Brief: Reproduce the listing below exactly. Pictures do not belong in the copy.

Source excerpt:
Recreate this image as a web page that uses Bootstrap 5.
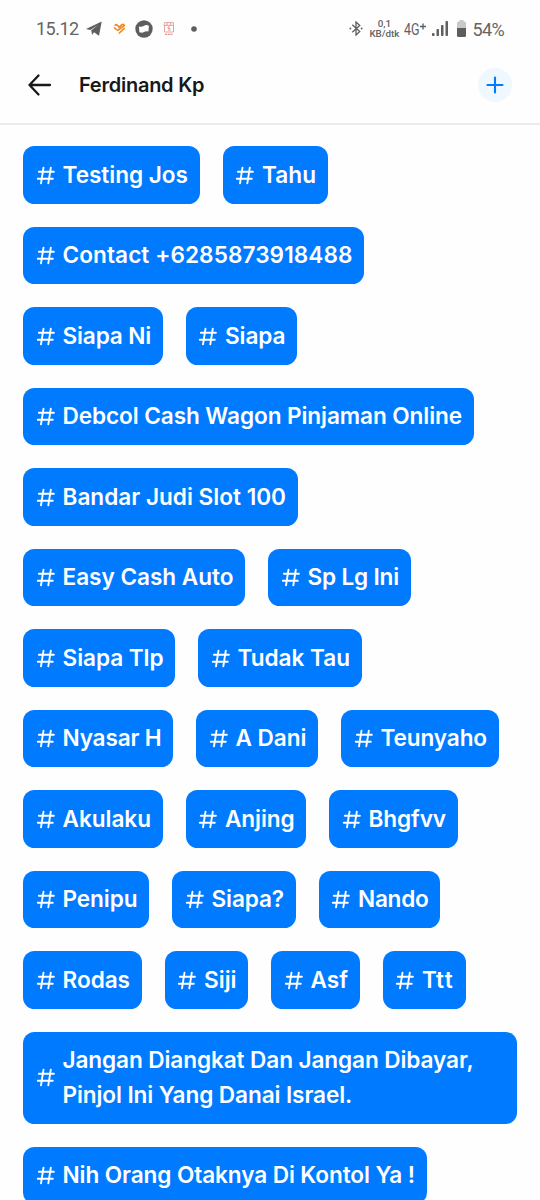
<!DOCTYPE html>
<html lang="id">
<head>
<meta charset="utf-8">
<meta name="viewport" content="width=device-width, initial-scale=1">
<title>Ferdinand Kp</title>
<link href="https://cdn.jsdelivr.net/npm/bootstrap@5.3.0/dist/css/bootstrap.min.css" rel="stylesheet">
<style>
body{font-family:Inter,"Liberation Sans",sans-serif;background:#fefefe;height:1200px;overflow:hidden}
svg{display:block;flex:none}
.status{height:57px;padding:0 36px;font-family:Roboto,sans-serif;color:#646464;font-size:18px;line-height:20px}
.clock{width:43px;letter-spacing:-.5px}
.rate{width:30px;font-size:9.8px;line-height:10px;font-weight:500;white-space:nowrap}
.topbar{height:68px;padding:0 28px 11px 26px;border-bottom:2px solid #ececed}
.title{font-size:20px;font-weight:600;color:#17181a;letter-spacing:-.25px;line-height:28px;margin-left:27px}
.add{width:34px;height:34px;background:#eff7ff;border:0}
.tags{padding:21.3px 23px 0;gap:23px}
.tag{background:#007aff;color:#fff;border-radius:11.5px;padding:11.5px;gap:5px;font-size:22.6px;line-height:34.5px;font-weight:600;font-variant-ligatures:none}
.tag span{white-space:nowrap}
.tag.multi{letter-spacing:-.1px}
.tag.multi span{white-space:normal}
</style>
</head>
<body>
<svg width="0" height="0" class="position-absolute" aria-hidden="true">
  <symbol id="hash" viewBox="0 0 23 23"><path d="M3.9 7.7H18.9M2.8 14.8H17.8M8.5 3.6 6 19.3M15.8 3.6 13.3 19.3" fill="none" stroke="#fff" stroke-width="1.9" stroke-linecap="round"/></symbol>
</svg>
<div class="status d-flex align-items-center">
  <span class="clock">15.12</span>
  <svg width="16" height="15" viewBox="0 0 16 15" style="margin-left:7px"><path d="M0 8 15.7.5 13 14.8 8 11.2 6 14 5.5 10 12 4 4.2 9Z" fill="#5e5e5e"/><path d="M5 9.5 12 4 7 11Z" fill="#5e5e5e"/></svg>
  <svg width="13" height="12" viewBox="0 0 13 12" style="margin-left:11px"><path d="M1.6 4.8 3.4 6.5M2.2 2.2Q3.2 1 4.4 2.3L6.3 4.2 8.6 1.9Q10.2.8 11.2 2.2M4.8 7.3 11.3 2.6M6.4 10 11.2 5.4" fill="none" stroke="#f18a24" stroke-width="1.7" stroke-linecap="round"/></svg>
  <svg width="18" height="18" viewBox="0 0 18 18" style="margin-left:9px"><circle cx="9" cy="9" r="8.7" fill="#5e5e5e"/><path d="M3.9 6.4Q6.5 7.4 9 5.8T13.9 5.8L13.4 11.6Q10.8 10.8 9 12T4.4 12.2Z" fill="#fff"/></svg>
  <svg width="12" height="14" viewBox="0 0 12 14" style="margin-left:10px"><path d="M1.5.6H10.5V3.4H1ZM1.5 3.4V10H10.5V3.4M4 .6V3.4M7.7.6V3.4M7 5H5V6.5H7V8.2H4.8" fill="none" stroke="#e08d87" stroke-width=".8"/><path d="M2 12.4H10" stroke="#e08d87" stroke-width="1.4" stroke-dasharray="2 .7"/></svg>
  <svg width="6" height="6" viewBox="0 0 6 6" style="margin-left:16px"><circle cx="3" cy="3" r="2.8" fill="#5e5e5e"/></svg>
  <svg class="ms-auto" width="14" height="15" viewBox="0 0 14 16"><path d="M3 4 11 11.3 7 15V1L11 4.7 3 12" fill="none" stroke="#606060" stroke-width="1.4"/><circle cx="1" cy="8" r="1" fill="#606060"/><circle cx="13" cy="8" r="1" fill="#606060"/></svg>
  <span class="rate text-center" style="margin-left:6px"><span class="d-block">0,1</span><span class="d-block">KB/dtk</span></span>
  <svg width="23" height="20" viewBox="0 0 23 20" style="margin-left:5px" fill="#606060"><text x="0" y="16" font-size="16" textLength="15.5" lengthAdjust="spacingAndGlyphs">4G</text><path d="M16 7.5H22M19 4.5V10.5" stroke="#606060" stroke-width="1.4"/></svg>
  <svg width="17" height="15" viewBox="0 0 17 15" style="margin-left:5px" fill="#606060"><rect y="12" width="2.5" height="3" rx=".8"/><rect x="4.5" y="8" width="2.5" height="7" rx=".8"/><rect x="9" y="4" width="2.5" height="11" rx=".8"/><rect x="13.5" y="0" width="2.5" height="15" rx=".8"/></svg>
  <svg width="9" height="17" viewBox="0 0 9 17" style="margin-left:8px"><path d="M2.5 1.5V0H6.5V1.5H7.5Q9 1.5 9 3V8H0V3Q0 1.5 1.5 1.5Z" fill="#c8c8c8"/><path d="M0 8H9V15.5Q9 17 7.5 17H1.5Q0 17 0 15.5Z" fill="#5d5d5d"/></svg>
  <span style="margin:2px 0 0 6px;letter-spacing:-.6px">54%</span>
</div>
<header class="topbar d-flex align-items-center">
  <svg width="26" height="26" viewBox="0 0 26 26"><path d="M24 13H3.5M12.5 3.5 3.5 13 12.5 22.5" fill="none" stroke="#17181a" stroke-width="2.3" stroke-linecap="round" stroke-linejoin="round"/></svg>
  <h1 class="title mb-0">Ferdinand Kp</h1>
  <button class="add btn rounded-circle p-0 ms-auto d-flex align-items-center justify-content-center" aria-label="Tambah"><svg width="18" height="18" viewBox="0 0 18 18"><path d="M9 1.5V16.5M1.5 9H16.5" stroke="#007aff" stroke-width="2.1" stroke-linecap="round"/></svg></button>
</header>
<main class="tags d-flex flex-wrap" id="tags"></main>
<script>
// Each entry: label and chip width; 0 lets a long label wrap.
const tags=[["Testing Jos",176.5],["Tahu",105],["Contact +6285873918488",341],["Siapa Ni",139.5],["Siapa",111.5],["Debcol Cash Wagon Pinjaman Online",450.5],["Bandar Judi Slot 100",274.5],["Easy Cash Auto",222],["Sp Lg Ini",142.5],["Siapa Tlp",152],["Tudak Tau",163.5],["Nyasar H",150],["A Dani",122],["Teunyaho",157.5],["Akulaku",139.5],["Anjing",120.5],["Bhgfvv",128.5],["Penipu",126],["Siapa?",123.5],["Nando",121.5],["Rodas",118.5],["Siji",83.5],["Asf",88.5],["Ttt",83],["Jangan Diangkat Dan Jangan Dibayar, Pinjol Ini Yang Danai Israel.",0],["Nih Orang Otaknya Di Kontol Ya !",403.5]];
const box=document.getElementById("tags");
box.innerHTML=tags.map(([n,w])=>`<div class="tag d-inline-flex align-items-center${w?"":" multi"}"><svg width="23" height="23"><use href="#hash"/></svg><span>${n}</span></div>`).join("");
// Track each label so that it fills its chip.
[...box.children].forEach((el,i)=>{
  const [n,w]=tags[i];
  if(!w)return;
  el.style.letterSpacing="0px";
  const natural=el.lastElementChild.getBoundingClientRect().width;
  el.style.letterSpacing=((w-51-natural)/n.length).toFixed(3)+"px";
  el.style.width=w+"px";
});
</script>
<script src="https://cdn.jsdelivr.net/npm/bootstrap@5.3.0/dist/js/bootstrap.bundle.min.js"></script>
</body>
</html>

Result for this task:
Recreate this image as a web page that uses Bootstrap 5.
<!DOCTYPE html>
<html lang="id">
<head>
<meta charset="utf-8">
<meta name="viewport" content="width=device-width, initial-scale=1">
<title>Ferdinand Kp</title>
<link href="https://cdn.jsdelivr.net/npm/bootstrap@5.3.0/dist/css/bootstrap.min.css" rel="stylesheet">
<style>
body{font-family:Inter,"Liberation Sans",sans-serif;background:#fefefe;height:1200px;overflow:hidden}
svg{display:block;flex:none}
.status{height:57px;padding:0 36px;font-family:Roboto,sans-serif;color:#646464;font-size:18px;line-height:20px}
.clock{width:43px;letter-spacing:-.5px}
.rate{width:30px;font-size:9.8px;line-height:10px;font-weight:500;white-space:nowrap}
.topbar{height:68px;padding:0 28px 11px 26px;border-bottom:2px solid #ececed}
.title{font-size:20px;font-weight:600;color:#17181a;letter-spacing:-.25px;line-height:28px;margin-left:27px}
.add{width:34px;height:34px;background:#eff7ff;border:0}
.tags{padding:21.3px 23px 0;gap:23px}
.tag{background:#007aff;color:#fff;border-radius:11.5px;padding:11.5px;gap:5px;font-size:22.6px;line-height:34.5px;font-weight:600;font-variant-ligatures:none}
.tag span{white-space:nowrap}
.tag.multi{letter-spacing:-.1px}
.tag.multi span{white-space:normal}
</style>
</head>
<body>
<svg width="0" height="0" class="position-absolute" aria-hidden="true">
  <symbol id="hash" viewBox="0 0 23 23"><path d="M3.9 7.7H18.9M2.8 14.8H17.8M8.5 3.6 6 19.3M15.8 3.6 13.3 19.3" fill="none" stroke="#fff" stroke-width="1.9" stroke-linecap="round"/></symbol>
</svg>
<div class="status d-flex align-items-center">
  <span class="clock">15.12</span>
  <svg width="16" height="15" viewBox="0 0 16 15" style="margin-left:7px"><path d="M0 8 15.7.5 13 14.8 8 11.2 6 14 5.5 10 12 4 4.2 9Z" fill="#5e5e5e"/><path d="M5 9.5 12 4 7 11Z" fill="#5e5e5e"/></svg>
  <svg width="13" height="12" viewBox="0 0 13 12" style="margin-left:11px"><path d="M1.6 4.8 3.4 6.5M2.2 2.2Q3.2 1 4.4 2.3L6.3 4.2 8.6 1.9Q10.2.8 11.2 2.2M4.8 7.3 11.3 2.6M6.4 10 11.2 5.4" fill="none" stroke="#f18a24" stroke-width="1.7" stroke-linecap="round"/></svg>
  <svg width="18" height="18" viewBox="0 0 18 18" style="margin-left:9px"><circle cx="9" cy="9" r="8.7" fill="#5e5e5e"/><path d="M3.9 6.4Q6.5 7.4 9 5.8T13.9 5.8L13.4 11.6Q10.8 10.8 9 12T4.4 12.2Z" fill="#fff"/></svg>
  <svg width="12" height="14" viewBox="0 0 12 14" style="margin-left:10px"><path d="M1.5.6H10.5V3.4H1ZM1.5 3.4V10H10.5V3.4M4 .6V3.4M7.7.6V3.4M7 5H5V6.5H7V8.2H4.8" fill="none" stroke="#e08d87" stroke-width=".8"/><path d="M2 12.4H10" stroke="#e08d87" stroke-width="1.4" stroke-dasharray="2 .7"/></svg>
  <svg width="6" height="6" viewBox="0 0 6 6" style="margin-left:16px"><circle cx="3" cy="3" r="2.8" fill="#5e5e5e"/></svg>
  <svg class="ms-auto" width="14" height="15" viewBox="0 0 14 16"><path d="M3 4 11 11.3 7 15V1L11 4.7 3 12" fill="none" stroke="#606060" stroke-width="1.4"/><circle cx="1" cy="8" r="1" fill="#606060"/><circle cx="13" cy="8" r="1" fill="#606060"/></svg>
  <span class="rate text-center" style="margin-left:6px"><span class="d-block">0,1</span><span class="d-block">KB/dtk</span></span>
  <svg width="23" height="20" viewBox="0 0 23 20" style="margin-left:5px" fill="#606060"><text x="0" y="16" font-size="16" textLength="15.5" lengthAdjust="spacingAndGlyphs">4G</text><path d="M16 7.5H22M19 4.5V10.5" stroke="#606060" stroke-width="1.4"/></svg>
  <svg width="17" height="15" viewBox="0 0 17 15" style="margin-left:5px" fill="#606060"><rect y="12" width="2.5" height="3" rx=".8"/><rect x="4.5" y="8" width="2.5" height="7" rx=".8"/><rect x="9" y="4" width="2.5" height="11" rx=".8"/><rect x="13.5" y="0" width="2.5" height="15" rx=".8"/></svg>
  <svg width="9" height="17" viewBox="0 0 9 17" style="margin-left:8px"><path d="M2.5 1.5V0H6.5V1.5H7.5Q9 1.5 9 3V8H0V3Q0 1.5 1.5 1.5Z" fill="#c8c8c8"/><path d="M0 8H9V15.5Q9 17 7.5 17H1.5Q0 17 0 15.5Z" fill="#5d5d5d"/></svg>
  <span style="margin:2px 0 0 6px;letter-spacing:-.6px">54%</span>
</div>
<header class="topbar d-flex align-items-center">
  <svg width="26" height="26" viewBox="0 0 26 26"><path d="M24 13H3.5M12.5 3.5 3.5 13 12.5 22.5" fill="none" stroke="#17181a" stroke-width="2.3" stroke-linecap="round" stroke-linejoin="round"/></svg>
  <h1 class="title mb-0">Ferdinand Kp</h1>
  <button class="add btn rounded-circle p-0 ms-auto d-flex align-items-center justify-content-center" aria-label="Tambah"><svg width="18" height="18" viewBox="0 0 18 18"><path d="M9 1.5V16.5M1.5 9H16.5" stroke="#007aff" stroke-width="2.1" stroke-linecap="round"/></svg></button>
</header>
<main class="tags d-flex flex-wrap" id="tags"></main>
<script>
// Each entry: label and chip width; 0 lets a long label wrap.
const tags=[["Testing Jos",176.5],["Tahu",105],["Contact +6285873918488",341],["Siapa Ni",139.5],["Siapa",111.5],["Debcol Cash Wagon Pinjaman Online",450.5],["Bandar Judi Slot 100",274.5],["Easy Cash Auto",222],["Sp Lg Ini",142.5],["Siapa Tlp",152],["Tudak Tau",163.5],["Nyasar H",150],["A Dani",122],["Teunyaho",157.5],["Akulaku",139.5],["Anjing",120.5],["Bhgfvv",128.5],["Penipu",126],["Siapa?",123.5],["Nando",121.5],["Rodas",118.5],["Siji",83.5],["Asf",88.5],["Ttt",83],["Jangan Diangkat Dan Jangan Dibayar, Pinjol Ini Yang Danai Israel.",0],["Nih Orang Otaknya Di Kontol Ya !",403.5]];
const box=document.getElementById("tags");
box.innerHTML=tags.map(([n,w])=>`<div class="tag d-inline-flex align-items-center${w?"":" multi"}"><svg width="23" height="23"><use href="#hash"/></svg><span>${n}</span></div>`).join("");
// Track each label so that it fills its chip.
[...box.children].forEach((el,i)=>{
  const [n,w]=tags[i];
  if(!w)return;
  el.style.letterSpacing="0px";
  const natural=el.lastElementChild.getBoundingClientRect().width;
  el.style.letterSpacing=((w-51-natural)/n.length).toFixed(3)+"px";
  el.style.width=w+"px";
});
</script>
<script src="https://cdn.jsdelivr.net/npm/bootstrap@5.3.0/dist/js/bootstrap.bundle.min.js"></script>
</body>
</html>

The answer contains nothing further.